How did it start?
The Mission District in San Francisco is a gateway immigrant community; 44% of residents do not have credit histories. Mission Asset Fund set out to change this by piloting the first Lending Circles program—Cestas Populares—in San Francisco’s Mission District in 2008. On average, our participants see an increase of 49 points in their credit score after participating for just six months. Then our dream got bigger: we wanted to see if we could bring this to other communities. We got excited just thinking about the potential benefits that this model could have on other communities. We got funding to expand and evaluate our idea but we continue to run the Cestas program in the Mission District. We are proud to say we are supporting other organizations to bring Lending Circles to other communities who need it.
What are informal lending circles?
A lending circle is when people get together to form a group loan. Everyone in the group contributes money to the loan, and everyone gets a chance at taking the loan out. People across the world organize loans between friends or family without a financial institution all the time. This practice is known by many different names across the world: Susus throughout Africa, Paluwagan in the Philippines, Lun-hui in China, and Tandas in Mexico. Participants may not have access to a bank, or may not be a good candidate for a traditional loan, or they may just prefer getting loans from people they know and trust.
How do informal lending circles work?
A small group of people come together, agree on how much they will put into the general fund each month, and they hold each other to it. Let’s say a group of five people agreed to contribute $10 per month for five months, at the end of each month, one person from the group gets $50. You keep going until everyone has had a chance at the $50. This is a popular way for people who don’t have bank accounts, who want to save money, or who can't get approved for mainstream loans to get access to capital. By relying on our neighbors, everyone benefits. These groups have an organizer who makes sure everyone makes their contributions on time, collects the contributions by keeping them somewhere at home or placing them in a private bank account. The organizer also distributes payments to the members and keeps track of whose turn it is to receive a distribution.
Many of our clients come to us with a bad taste in their mouth from a prior experience with an informal lending circle. We have heard heartbreaking stories about how one person in the group walked away with the loan and never repaid it, actually causing everyone else to lose money. Besides this risk, the other downside to an informal lending circle is that it doesn’t do anything to build your credit. While you may be able to get loans from your neighbors, you still can’t get one from a bank. Without credit, it’s hard to find apartments, build a business or even get a loan for school.
How is MAF's Lending Circles Program different?
We stay true to the roots of informal lending traditions found across the globe. This tried-and-true way of providing loans feels very comfortable and familiar. We speak the same language, we’re not in it for the gain, and we’re part of the community. Lending Circles helps low-income individuals get loans, build credit histories and learn to use loans wisely.
Here’s an example of how it works: Maria, Juan, Sylvie and Josh have a lending circle together and each puts in $100 per month. Each month, they take turns getting $400 until everyone has had a turn.

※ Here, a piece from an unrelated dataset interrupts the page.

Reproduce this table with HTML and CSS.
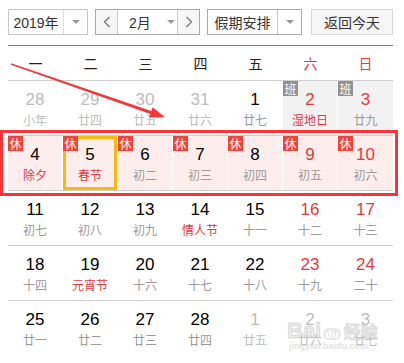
FILE: index.html
```html
<!DOCTYPE html>
<html lang="zh">
<head>
<meta charset="utf-8">
<link rel="stylesheet" href="styles.css">
</head>
<body>
<div class="page">
  <div class="toolbar">
    <div class="ctl year">
      <span class="ctl-text">2019年</span>
      <span class="drop"><i class="tri"></i></span>
    </div>
    <div class="ctl month">
      <span class="nav"><svg width="8" height="12" viewBox="0 0 8 12"><polyline points="6.5,1 1.5,6 6.5,11" fill="none" stroke="#777" stroke-width="1.2"/></svg></span>
      <span class="mtext"><span class="mlabel">2月</span><i class="tri"></i></span>
      <span class="nav"><svg width="8" height="12" viewBox="0 0 8 12"><polyline points="1.5,1 6.5,6 1.5,11" fill="none" stroke="#777" stroke-width="1.2"/></svg></span>
    </div>
    <div class="ctl holiday">
      <span class="ctl-text">假期安排</span>
      <span class="drop"><i class="tri"></i></span>
    </div>
    <div class="ctl today">返回今天</div>
  </div>

  <div class="cal">
    <div class="week">
      <span>一</span><span>二</span><span>三</span><span>四</span><span>五</span><span class="red">六</span><span class="red">日</span>
    </div>

    <div class="row">
      <div class="cell other"><b>28</b><em>小年</em></div>
      <div class="cell other"><b>29</b><em>廿四</em></div>
      <div class="cell other"><b>30</b><em>廿五</em></div>
      <div class="cell other"><b>31</b><em>廿六</em></div>
      <div class="cell"><b>1</b><em>廿七</em></div>
      <div class="cell work"><i class="badge ban">班</i><b class="rn">2</b><em class="rl">湿地日</em></div>
      <div class="cell work"><i class="badge ban">班</i><b class="rn">3</b><em>廿九</em></div>
    </div>

    <div class="row">
      <div class="cell rest"><i class="badge xiu">休</i><b>4</b><em class="rl">除夕</em></div>
      <div class="cell rest sel"><i class="badge xiu">休</i><b>5</b><em class="rl">春节</em></div>
      <div class="cell rest"><i class="badge xiu">休</i><b>6</b><em>初二</em></div>
      <div class="cell rest"><i class="badge xiu">休</i><b>7</b><em>初三</em></div>
      <div class="cell rest"><i class="badge xiu">休</i><b>8</b><em>初四</em></div>
      <div class="cell rest"><i class="badge xiu">休</i><b class="rn">9</b><em>初五</em></div>
      <div class="cell rest"><i class="badge xiu">休</i><b class="rn">10</b><em>初六</em></div>
    </div>

    <div class="row">
      <div class="cell"><b>11</b><em>初七</em></div>
      <div class="cell"><b>12</b><em>初八</em></div>
      <div class="cell"><b>13</b><em>初九</em></div>
      <div class="cell"><b>14</b><em class="rl">情人节</em></div>
      <div class="cell"><b>15</b><em>十一</em></div>
      <div class="cell"><b class="rn">16</b><em>十二</em></div>
      <div class="cell"><b class="rn">17</b><em>十三</em></div>
    </div>

    <div class="row">
      <div class="cell"><b>18</b><em>十四</em></div>
      <div class="cell"><b>19</b><em class="rl">元宵节</em></div>
      <div class="cell"><b>20</b><em>十六</em></div>
      <div class="cell"><b>21</b><em>十七</em></div>
      <div class="cell"><b>22</b><em>十八</em></div>
      <div class="cell"><b class="rn">23</b><em>十九</em></div>
      <div class="cell"><b class="rn">24</b><em>二十</em></div>
    </div>

    <div class="row last">
      <div class="cell"><b>25</b><em>廿一</em></div>
      <div class="cell"><b>26</b><em>廿二</em></div>
      <div class="cell"><b>27</b><em>廿三</em></div>
      <div class="cell"><b>28</b><em>廿四</em></div>
      <div class="cell other"><b>1</b><em>廿五</em></div>
      <div class="cell other"><b>2</b><em>廿六</em></div>
      <div class="cell other"><b>3</b><em>廿七</em></div>
    </div>
  </div>

  <div class="redbox"></div>
  <svg class="arrow" width="404" height="363" viewBox="0 0 404 363">
    <polygon points="11.2,63.3 151.3,110.9 152.6,107.2 165,117.3 148.8,117.6 150.3,113.9 10.8,64.7" fill="#f03a3a"/>
  </svg>
  <div class="watermark">
    <div class="wm-top"><span class="wm-bai">Bai</span><span class="wm-du">du</span><span class="wm-jy">经验</span></div>
    <div class="wm-url">jingyan.baidu.com</div>
  </div>
</div>
</body>
</html>
```

FILE: styles.css
```css
html, body {
  margin: 0;
  padding: 0;
  background: #fff;
}
body {
  font-family: "Liberation Sans", Arial, "Noto Sans CJK SC", sans-serif;
  color: #000;
}
.page {
  position: relative;
  width: 404px;
  height: 363px;
  overflow: hidden;
}
.toolbar {
  display: flex;
  margin: 9px 0 0 8px;
  height: 26px;
}
.ctl {
  box-sizing: border-box;
  height: 26px;
  display: flex;
  align-items: stretch;
  border: 1px solid #c8c8c8;
  font-family: "Noto Sans CJK SC", sans-serif;
  font-size: 14px;
  color: #333;
  background: #fff;
  white-space: nowrap;
}
.ctl-text {
  display: flex;
  align-items: center;
  justify-content: center;
}
.year { width: 80px; margin-right: 7px; }
.year .ctl-text { width: 54px; border-right: 1px solid #ddd; font-family: "Liberation Sans", "Noto Sans CJK SC", sans-serif; }
.drop {
  flex: 1;
  display: flex;
  align-items: center;
  justify-content: center;
}
.tri {
  display: inline-block;
  width: 0;
  height: 0;
  border-left: 4px solid transparent;
  border-right: 4px solid transparent;
  border-top: 4px solid #999;
}
.month { width: 105px; margin-right: 7px; border-color: #aaa; }
.nav {
  width: 21px;
  flex: none;
  background: #f6f6f6;
  display: flex;
  align-items: center;
  justify-content: center;
}
.nav:first-child { border-right: 1px solid #ccc; }
.nav:last-child { border-left: 1px solid #ccc; }
.mtext {
  flex: 1;
  display: flex;
  align-items: center;
  padding-left: 11px;
  font-family: "Liberation Sans", "Noto Sans CJK SC", sans-serif;
}
.mlabel { white-space: nowrap; }
.mtext .tri { margin-left: 16px; }
.holiday { width: 95px; margin-right: 9px; border-color: #aaa; }
.holiday .ctl-text { width: 69px; border-right: 1px solid #ccc; }
.today {
  width: 82px;
  justify-content: center;
  align-items: center;
  background: #f6f6f6;
  border-color: #d8d8d8;
}

.cal {
  margin: 10px 0 0 8px;
  width: 385px;
  border-top: 1px solid #e3574a;
}
.week {
  display: grid;
  grid-template-columns: repeat(7, 55px);
  height: 34px;
  align-items: center;
  border-bottom: 1px solid #cfcfcf;
  font-family: "Noto Sans CJK SC", sans-serif;
  font-size: 14px;
  color: #222;
}
.week span { text-align: center; }
.week .red { color: #e4393c; }
.row {
  display: grid;
  grid-template-columns: repeat(7, 55px);
  height: 54px;
  border-bottom: 1px solid #cfcfcf;
}
.row.last { border-bottom: none; }
.cell {
  position: relative;
  box-sizing: border-box;
  border-right: 1px solid #fff;
  display: flex;
  flex-direction: column;
  align-items: center;
  padding-top: 9px;
}
.cell:last-child { border-right: none; }
.cell b {
  font-weight: normal;
  font-size: 17px;
  line-height: 20px;
  color: #000;
}
.cell em {
  font-style: normal;
  font-family: "Noto Sans CJK SC", sans-serif;
  font-size: 12px;
  line-height: 18px;
  margin-top: 1px;
  color: #9a9a9a;
}
.cell.other b { color: #bdbdbd; }
.cell.other em { color: #bdbdbd; }
.cell .rn { color: #e4393c; }
.cell .rl { color: #e4393c; }
.work { background: #f2f2f2; }
.rest { background: #fdeeed; }
.sel { box-shadow: inset 0 0 0 3px #fbb80f; }
.badge {
  position: absolute;
  left: 0;
  top: 0;
  width: 15px;
  height: 15px;
  font-style: normal;
  font-family: "Noto Sans CJK SC", sans-serif;
  font-size: 12px;
  line-height: 15px;
  text-align: center;
  color: #fff;
}
.xiu { background: #f2433b; }
.ban { background: #929292; }

.redbox {
  position: absolute;
  left: 0;
  top: 130px;
  width: 398px;
  height: 66px;
  box-sizing: border-box;
  border: 3px solid #f53537;
  pointer-events: none;
}
.arrow {
  position: absolute;
  left: 0;
  top: 0;
  pointer-events: none;
}
.watermark {
  position: absolute;
  left: 287px;
  top: 318px;
  width: 100px;
  color: rgba(200, 200, 200, 0.55);
  pointer-events: none;
}
.wm-top {
  display: flex;
  align-items: baseline;
  font-family: "Liberation Sans", sans-serif;
}
.wm-bai { font-size: 22px; font-weight: bold; color: rgba(225,225,225,0.6); -webkit-text-stroke: 1px rgba(190,190,190,0.5); }
.wm-du { font-size: 11px; font-weight: bold; margin: 0 3px 0 2px; padding: 0 2px; border-radius: 6px; background: rgba(210,210,210,0.5); color: #fff; }
.wm-jy { font-family: "Noto Sans CJK SC", sans-serif; font-size: 17px; font-weight: bold; color: rgba(225,225,225,0.6); -webkit-text-stroke: 1px rgba(190,190,190,0.45); }
.wm-url { font-size: 9px; font-weight: bold; margin-top: -3px; padding-left: 2px; color: rgba(205,205,205,0.6); }
```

Maria needs $400 to buy equipment for her business. Juan has supplies for school. Sylvie has credit card debt she is paying down. And Josh is expecting a tax bill. With financial classes, they can better manage their money and meet financial goals. Every time they make a payment on time, it’s reported to the credit bureau. The result? Everyone gets and pays back a loan of $400 over the four months. And all the participants see an average credit score increase of 49 points in just six months.